Regarding this post, I’m mostly just pissed that an obviously fake story got posted and is being treated as if it was real.
Consensus seems to be divided between “this is fake” versus “yeah but shut up, this community is for being wholesome”.
It’s called the orphan crushing machine.
People celebrate that one orphan has been saved from being crushed by the orphan crushing machine. No one questions that we have an orphan crushing machine. No one acknowledges that the machine is of our own creation. No one realizes that we could stop and dismantle the machine at any point. Because we have always had an orphan crushing machine. There’s a prophecy that we will lose everything and it will all collapse if the orphan crushing machine is stopped. The prophecy was written by those who made the machine.
So people celebrate one orphan was saved, but how dare you suggest we dismantle the orphan crushing machine. So it goes unacknowledged.
As people all too familiar with The Orphan Crushing Machine, it’s nice reading a plausible story about one person acting against its grain.
It’s okay though. The very next story on the feed is probably focused on the machine itself - probably something about a capacity increase, or new motors or blades.
you suppose there is a world in which no such machine could ever exist.
there isn’t. this is simple a throught experiment.
in the real world there will always be poverty, and there are plenty of folks in the real world who tell you they are in poverty, when they are not.
Oh no, the machine is not poverty. If you think the machine refers to poverty you don’t understand the metaphor.
To be honest, I’m so full of rage at the system and the people who prop it up that every so often I just need to let myself feel happy and proud of the people who live in said system and help to starve it, not feed it.
Absolutely there are people who like it because it helps validate their shitty positions but there are also people who just need a win to keep them going in pushing back. It helps to know that your anger is not a lonely anger, that your need for justice is not unique and small.

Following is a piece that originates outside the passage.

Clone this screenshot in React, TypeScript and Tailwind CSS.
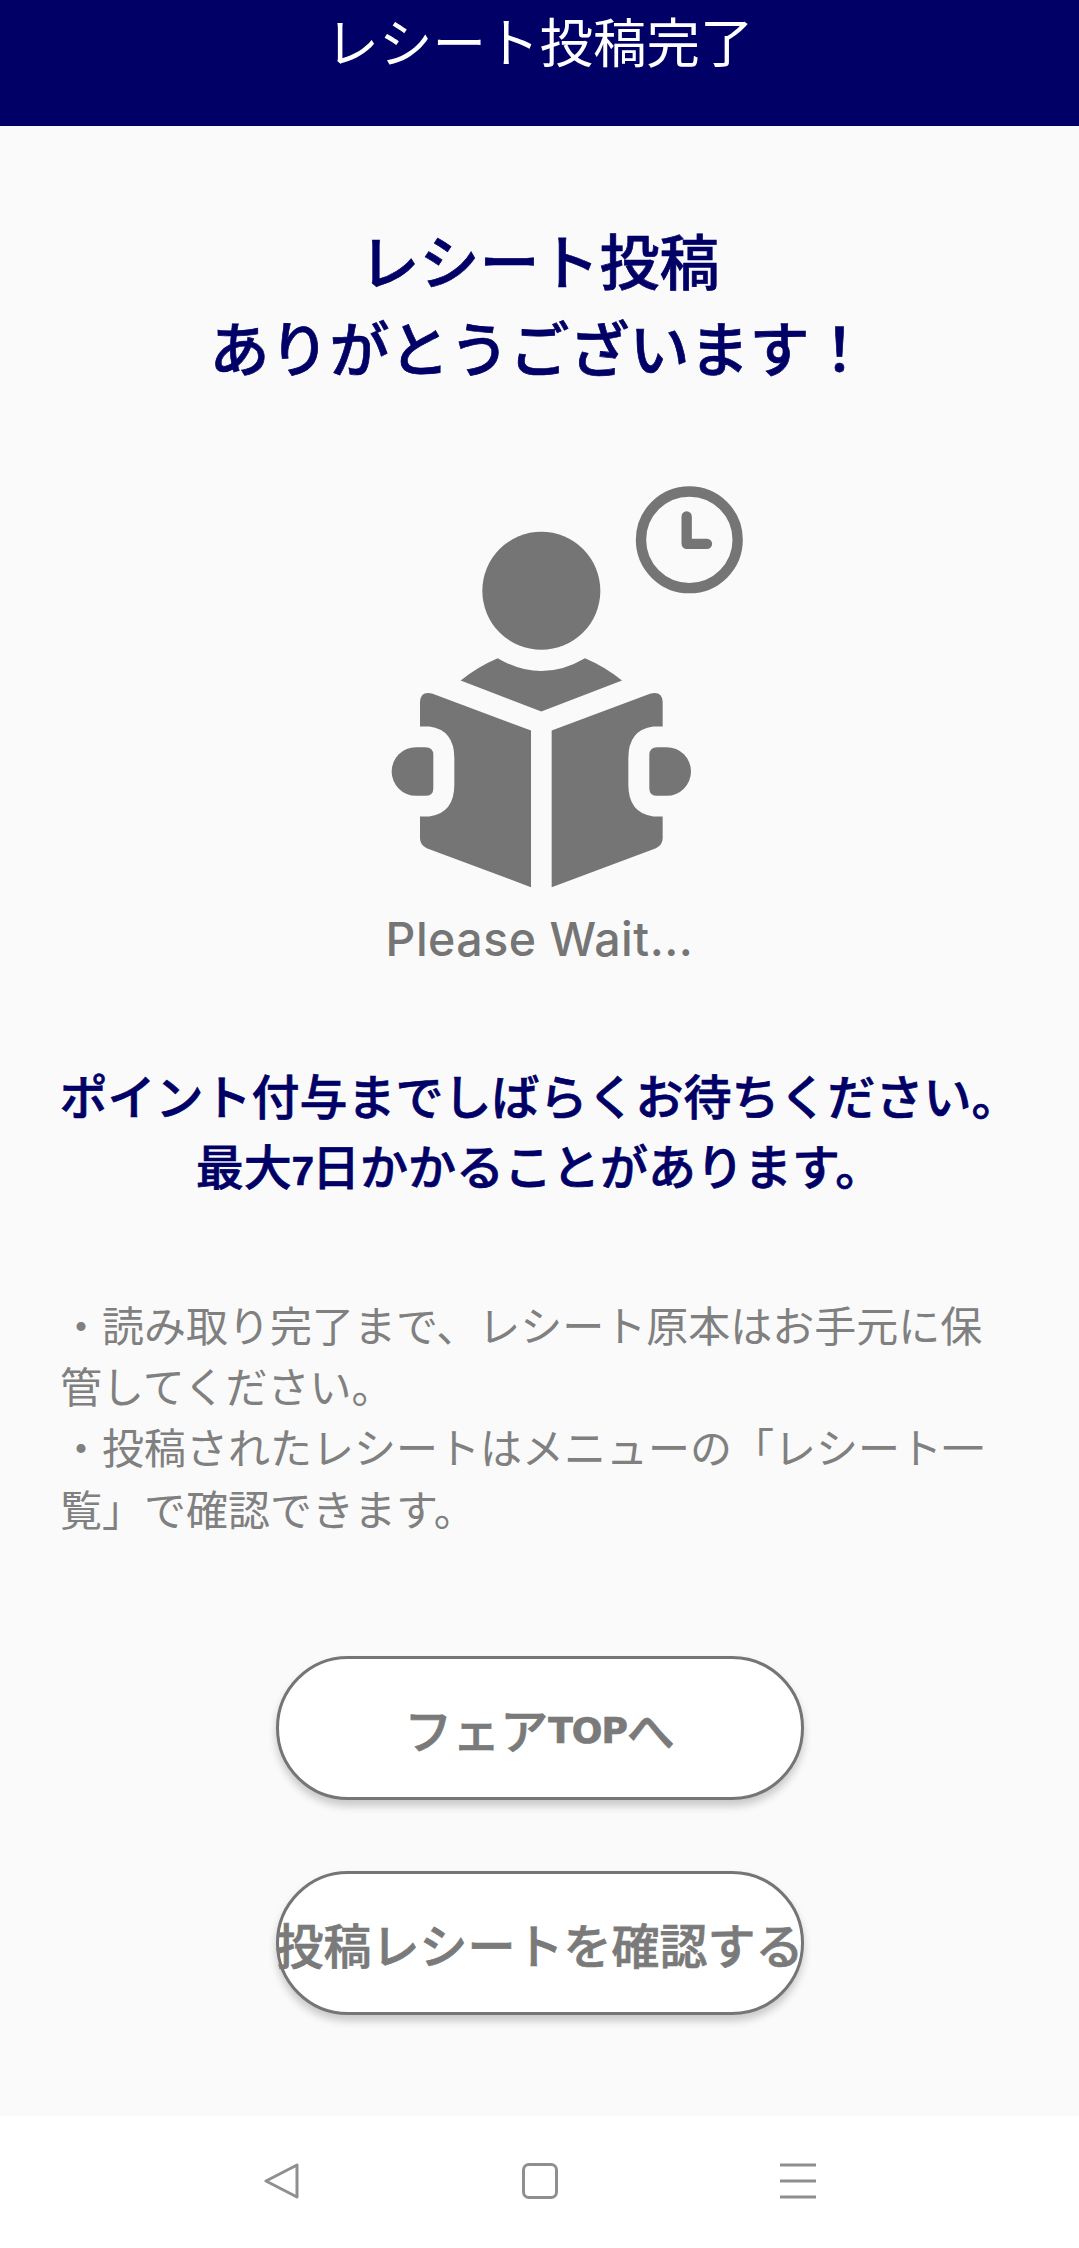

Because we all need a mental break once in a while. Those of us that care and understand are exhausted by little Timmy’s lemonade stand to pay for his dad’s cancer treatment, Susie’s cupcake drive to help with mom’s insulin bills, a gofundme to help pay for someone’s unexpected disability, or just about every infuriating event where people paint glowing pictures like this to signal the virtue of the hard worker engaging in the desperate grind to save someone rather than be enraged at the failure of society that necessitates child labor or social largesse to pay for someone’s continued life and liberty.
It’s fucked up. I hate that I have a government that would piss away trillions on bombs and Sturmabteilung killing people rather than invest in the citizens so someone of any age can afford insulin, or a cake or piñata for a kid’s birthday.
So allow us to shed a tear over a potentially apocryphal story where someone’s life is better for just a moment thanks to a person who expected nothing in return.
This is me. On the one hand, I am filled with rage that we have a society where a young mother can’t even afford a nice birthday for her kid, where the first part is the sort of story I witnessed over and over when I was in retail. On the other hand, this sort of story, even if it’s embellished or untrue, lets me hold hope for at least a moment that there’s good in this world worth fighting for.
the vast majority of your fellow citizens aren’t. they have more voting power than you
and they like this way.
A small business like a bakery is still within a community. Massive corporations are not.
Because we cannot forget to pull one another up when we have a higher perch.
Yeah, we still need prosocial behaviors on the individual level regardless of what wider economic system we have.
The use praise for prosocial behaviors as an excuse for a broken system is mostly a third world problem, with the USA at the helm.
Because there wouldn’t be a ruling class if it were different.
because people want to feel good, not bad.
and if you try to make them feel bad, they will simple hate you.